Department of Corrections and Community Supervision

Remarks by Commissioner Brian Fischer
New York Minorities In Criminal Justice Inc., Annual Training Symposium
Mallozzi’s Banquet House, Schenectady
Oct. 31, 2008

Thank you and good morning.

My predecessor as Commissioner, Glenn Goord, offered this advice: you need to keep a balance within the agency, you can’t do everything, and you have to balance the needs and ideas of everyone.

The advice I would give is this: do what you believe is right, do what you can even though you can’t do everything, and be proactive.

To do what you can, you need three reference points: philosophical – a set of beliefs; political – an understanding of what’s possible given the political climate; and personal - the will to make the decisions.
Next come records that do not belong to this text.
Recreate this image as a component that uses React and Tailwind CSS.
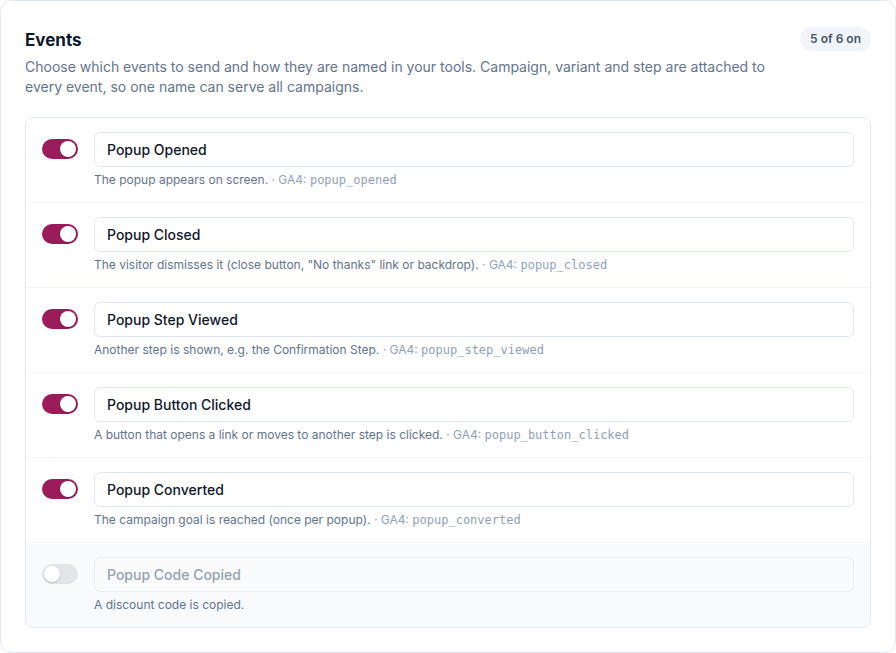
import { useState } from "react";

const EVENTS = [
  {
    id: "opened",
    name: "Popup Opened",
    hint: "The popup appears on screen.",
    ga4: "popup_opened",
    on: true,
  },
  {
    id: "closed",
    name: "Popup Closed",
    hint: 'The visitor dismisses it (close button, "No thanks" link or backdrop).',
    ga4: "popup_closed",
    on: true,
  },
  {
    id: "step",
    name: "Popup Step Viewed",
    hint: "Another step is shown, e.g. the Confirmation Step.",
    ga4: "popup_step_viewed",
    on: true,
  },
  {
    id: "button",
    name: "Popup Button Clicked",
    hint: "A button that opens a link or moves to another step is clicked.",
    ga4: "popup_button_clicked",
    on: true,
  },
  {
    id: "converted",
    name: "Popup Converted",
    hint: "The campaign goal is reached (once per popup).",
    ga4: "popup_converted",
    on: true,
  },
  {
    id: "code",
    name: "Popup Code Copied",
    hint: "A discount code is copied.",
    ga4: null,
    on: false,
  },
];

function Toggle({ checked, onChange }) {
  return (
    <button
      type="button"
      role="switch"
      aria-checked={checked}
      onClick={() => onChange(!checked)}
      className={`relative mt-[7px] h-[20px] w-[36px] shrink-0 rounded-full transition-colors ${
        checked ? "bg-[#9b1b5b]" : "bg-[#e4e5e8]"
      }`}
    >
      <span
        className={`absolute top-[2px] h-[16px] w-[16px] rounded-full bg-white shadow-[0_1px_2px_rgba(0,0,0,0.2)] transition-all ${
          checked ? "left-[18px]" : "left-[2px]"
        }`}
      />
    </button>
  );
}

function EventRow({ event, onToggle, onRename }) {
  const off = !event.on;
  return (
    <div
      className={`flex gap-4 border-b border-slate-100 px-[16px] pb-[14px] pt-[14px] last:border-b-0 ${
        off ? "bg-slate-50" : "bg-white"
      }`}
    >
      <Toggle checked={event.on} onChange={onToggle} />
      <div className="flex min-w-0 flex-1 flex-col gap-[5px]">
        <input
          value={event.name}
          disabled={off}
          onChange={(e) => onRename(e.target.value)}
          className={`h-[35px] w-full rounded-md border px-[12px] text-[14px] font-medium outline-none ${
            off
              ? "border-slate-200/70 bg-slate-50 text-gray-400"
              : "border-slate-200 bg-white text-slate-900"
          }`}
        />
        <p className="text-[12px] leading-[16px] text-slate-500">
          {event.hint}
          {event.ga4 && (
            <span className="text-slate-400">
              {" "}
              · GA4:{" "}
              <span className="font-['DejaVu_Sans_Mono',monospace] text-[12px]">
                {event.ga4}
              </span>
            </span>
          )}
        </p>
      </div>
    </div>
  );
}

export default function App() {
  const [events, setEvents] = useState(EVENTS);
  const onCount = events.filter((e) => e.on).length;

  const update = (id, patch) =>
    setEvents((list) => list.map((e) => (e.id === id ? { ...e, ...patch } : e)));

  return (
    <div className="min-h-screen bg-white font-['Inter',sans-serif]">
      <section className="rounded-xl border border-slate-200 bg-white px-[24px] pb-[24px] pt-[26px]">
        <div className="flex items-start justify-between gap-6">
          <h2 className="text-[17px] font-bold leading-[26px] text-slate-900">
            Events
          </h2>
          <span className="rounded-full bg-slate-100 px-[10px] py-[4px] text-[12px] font-semibold leading-[16px] text-slate-600">
            {onCount} of {events.length} on
          </span>
        </div>
        <p className="mt-[4px] max-w-[760px] text-[14px] leading-[20px] text-slate-500">
          Choose which events to send and how they are named in your tools.
          Campaign, variant and step are attached to every event, so one name
          can serve all campaigns.
        </p>

        <div className="mt-[20px] overflow-hidden rounded-lg border border-slate-200">
          {events.map((event) => (
            <EventRow
              key={event.id}
              event={event}
              onToggle={(on) => update(event.id, { on })}
              onRename={(name) => update(event.id, { name })}
            />
          ))}
        </div>
      </section>
    </div>
  );
}
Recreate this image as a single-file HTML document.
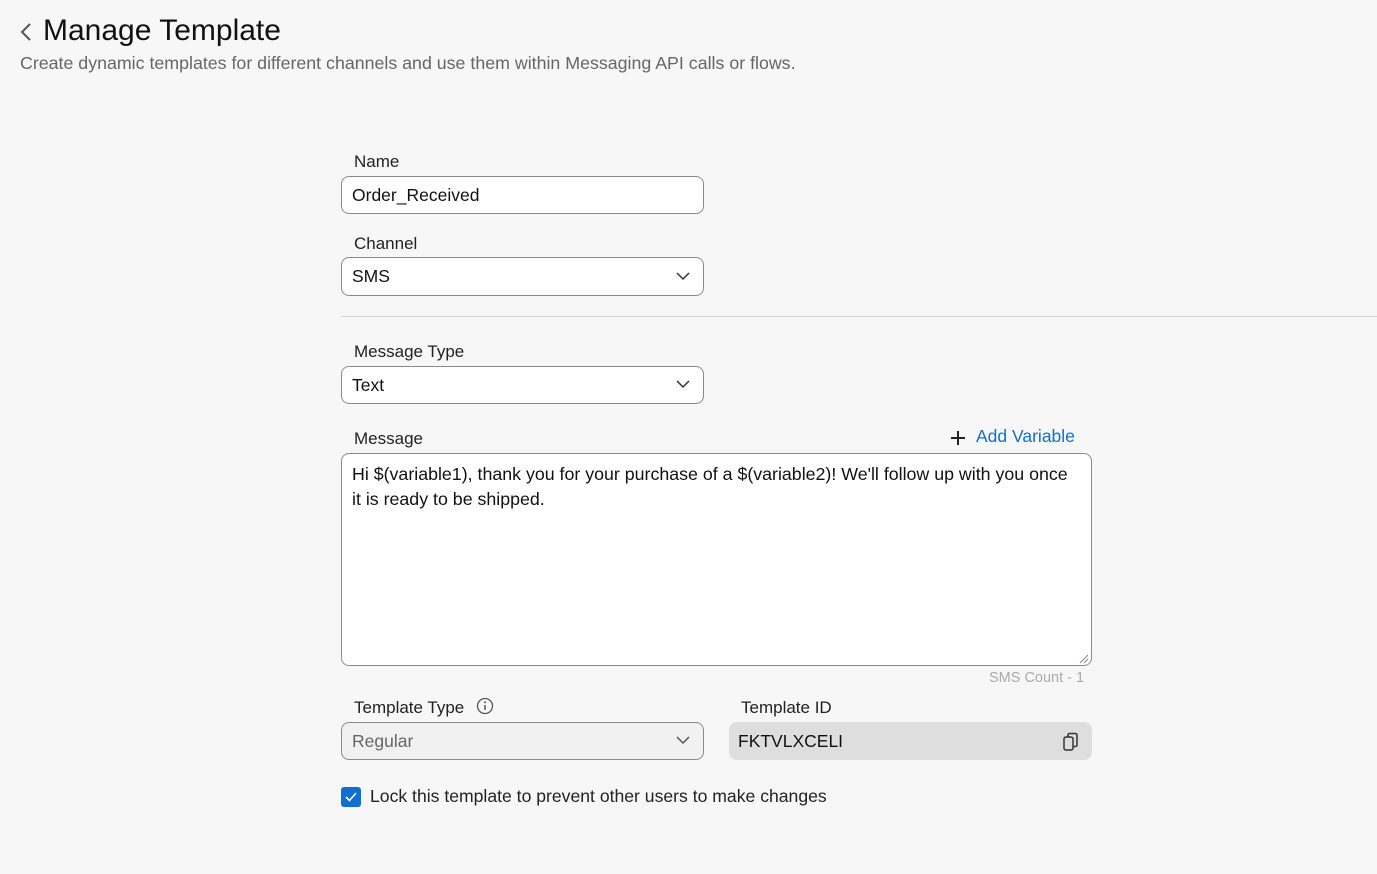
<!DOCTYPE html>
<html><head><style>
body{margin:0;width:1377px;height:874px;background:#f7f7f7;font-family:"Liberation Sans",sans-serif;color:#111;position:relative;overflow:hidden}
.a{position:absolute}
.lbl{font-size:17px;color:#222}
.box{position:absolute;box-sizing:border-box;border:1px solid #8a8a8a;border-radius:8px;background:#fff;font-size:17.5px;padding-left:10px;display:flex;align-items:center}
.chev{position:absolute;right:13px;top:50%;margin-top:-5px}
</style></head><body>
<svg class="a" style="left:19px;top:22px" width="14" height="20"><path d="M11 2L3 10l8 8" fill="none" stroke="#555" stroke-width="2"/></svg>
<div class="a" style="left:43px;top:14px;font-size:30px">Manage Template</div>
<div class="a" style="left:20px;top:53px;font-size:17.8px;color:#666">Create dynamic templates for different channels and use them within Messaging API calls or flows.</div>

<div class="a lbl" style="left:354px;top:152px">Name</div>
<div class="box" style="left:341px;top:176px;width:363px;height:38px">Order_Received</div>
<div class="a lbl" style="left:354px;top:234px">Channel</div>
<div class="box" style="left:341px;top:257px;width:363px;height:39px">SMS<svg class="chev" width="14" height="9"><path d="M1 1l6 6 6-6" fill="none" stroke="#333" stroke-width="1.5"/></svg></div>
<div class="a" style="left:341px;top:316px;width:1036px;height:1px;background:#d6d6d6"></div>
<div class="a lbl" style="left:354px;top:342px">Message Type</div>
<div class="box" style="left:341px;top:366px;width:363px;height:38px">Text<svg class="chev" width="14" height="9"><path d="M1 1l6 6 6-6" fill="none" stroke="#333" stroke-width="1.5"/></svg></div>
<div class="a lbl" style="left:354px;top:429px">Message</div>
<svg class="a" style="left:950px;top:430px" width="16" height="16"><path d="M8 1v14M1 8h14" stroke="#222" stroke-width="2"/></svg>
<div class="a" style="left:976px;top:426px;font-size:17.5px;color:#1170cf">Add Variable</div>
<div class="box" style="left:341px;top:453px;width:751px;height:213px;align-items:flex-start;padding:8px 10px;line-height:25px;font-size:17.8px">Hi $(variable1), thank you for your purchase of a $(variable2)! We'll follow up with you once it is ready to be shipped.</div>
<svg class="a" style="left:1079px;top:654px" width="10" height="10"><path d="M9 1L1 9M9 5L5 9" stroke="#888" stroke-width="1"/></svg>
<div class="a" style="left:989px;top:670px;font-size:14.5px;color:#aaa">SMS Count - 1</div>
<div class="a lbl" style="left:354px;top:698px">Template Type</div>
<svg class="a" style="left:476px;top:697px" width="18" height="18"><circle cx="9" cy="9" r="7.5" fill="none" stroke="#555" stroke-width="1.3"/><path d="M9 8v5" stroke="#555" stroke-width="1.5"/><circle cx="9" cy="5.3" r="1" fill="#555"/></svg>
<div class="box" style="left:341px;top:722px;width:363px;height:38px;background:#f1f1f1;color:#666">Regular<svg class="chev" width="14" height="9"><path d="M1 1l6 6 6-6" fill="none" stroke="#555" stroke-width="1.5"/></svg></div>
<div class="a lbl" style="left:741px;top:698px">Template ID</div>
<div class="box" style="left:729px;top:722px;width:363px;height:38px;background:#dedede;border:none;padding-left:9px">FKTVLXCELI</div>
<svg class="a" style="left:1061px;top:732px" width="20" height="20"><rect x="3" y="5" width="9" height="13" rx="2" fill="none" stroke="#333" stroke-width="1.5"/><path d="M7 5V3a1.5 1.5 0 0 1 1.5-1.5h6A1.5 1.5 0 0 1 16 3v10a1.5 1.5 0 0 1-1.5 1.5H12" fill="none" stroke="#333" stroke-width="1.5"/></svg>
<div class="a" style="left:341px;top:787px;width:20px;height:20px;background:#1170cf;border-radius:3px"></div>
<svg class="a" style="left:341px;top:787px" width="20" height="20"><path d="M5 10l3.5 3.5L15 6" fill="none" stroke="#fff" stroke-width="1.6"/></svg>
<div class="a" style="left:370px;top:786px;font-size:17.6px;color:#222">Lock this template to prevent other users to make changes</div>
</body></html>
What does all of this have to do with this conference? My agency and many others in the criminal justice area have been criticized for a lack of diversity and a lack of sensitivity. Some of the criticism was deserved, but much of it was not. The biggest problem we as a group have is people’s perceptions.

I became Commissioner at an interesting time. We had a new governor – and now we’ve had two new governors; many positions were vacant, many programs were in a state of flux or were stagnating, and many people were retiring. That gave me an opportunity to make several appointments and changes. Some you’ll agree with, some you won’t. But I’d like to think that my decisions were made in accordance with the principals I already mentioned: doing what I think is right and being aware of the political environment we work in.

That said, some of my appointments and program decisions have been viewed by some as looking out for special, identifiable groups. To some degree, that is true, but not necessarily for the reasons many might think. Consider the decision to build the first new Family Reunion Program site in many years. We selected Albion, a medium security female facility, over Five Points, a large, maximum security prison for men. In part, the thinking was to offer women the ability to see their children and families given that in many instances, female offenders have more complicated issues than male offenders. In part, it was also a political decision, given that how we treat women in prison is a topic that gets a lot of attention.

Consider some of the promotions I’ve made in the past 18 months: all have been qualified, and each brings to the new job valuable experiences.

The issue of experiences is what I’d really like to talk about for a moment. I believe that who we are today, and how we respond to issues and to one another, is a response to our personal life experiences and our own backgrounds. If you’re African-American, Hispanic, Muslim, Jewish, short, whatever, you approach situations based on very different and sometimes very sensitive points of view. Our ethnic, religious and physical backgrounds make us who we are today and affect whether we’re ready to take on new roles, especially leadership roles. And it’s our experiences, framed by our ethnic or religious backgrounds, that make us diverse. It’s not merely because we look different or pray differently.

I’d like to think that our diversity of experiences makes us, as an organization, both strong and weak, depending upon the issue. If our experiences have been negative, then our attitude toward the organization may be negative. If we view things solely on what we think was wrong, then we tend to be blind to that which was done for the right reasons.

Let me end with some comments about where my agency, and to a larger degree, where the whole field of criminal justice in New York, is going. There are difficult decisions that will be made in the next several months that will impact on all of us, due primarily to the fiscal problems of the State. Each agency has been asked to cut funding, reduce staff, do things differently. Each agency decision must, however, be made in the context of two factors: what is the right thing to do for the system, and what is the right thing to do for society.

For the Department of Correctional Services, doing right by the system means looking at the impact any decision will have on staff, inmates and the philosophical goals of the agency. We cannot do everything; there’s no way to please everyone. We have to do what is right and what’s in the best interest of the system. And we have to be willing to live with the consequences.

Doing right by society means looking at decisions in terms of public safety. It means moving forward on re-entry and new programs meant to better prepare offenders for their release. It may mean cutting back on some security, support or program element that individuals hold dear. It may even mean putting new money into new ideas while leaving old ideas or approaches unfunded.

Thank you for listening, and I hope all of us make the most of this opportunity.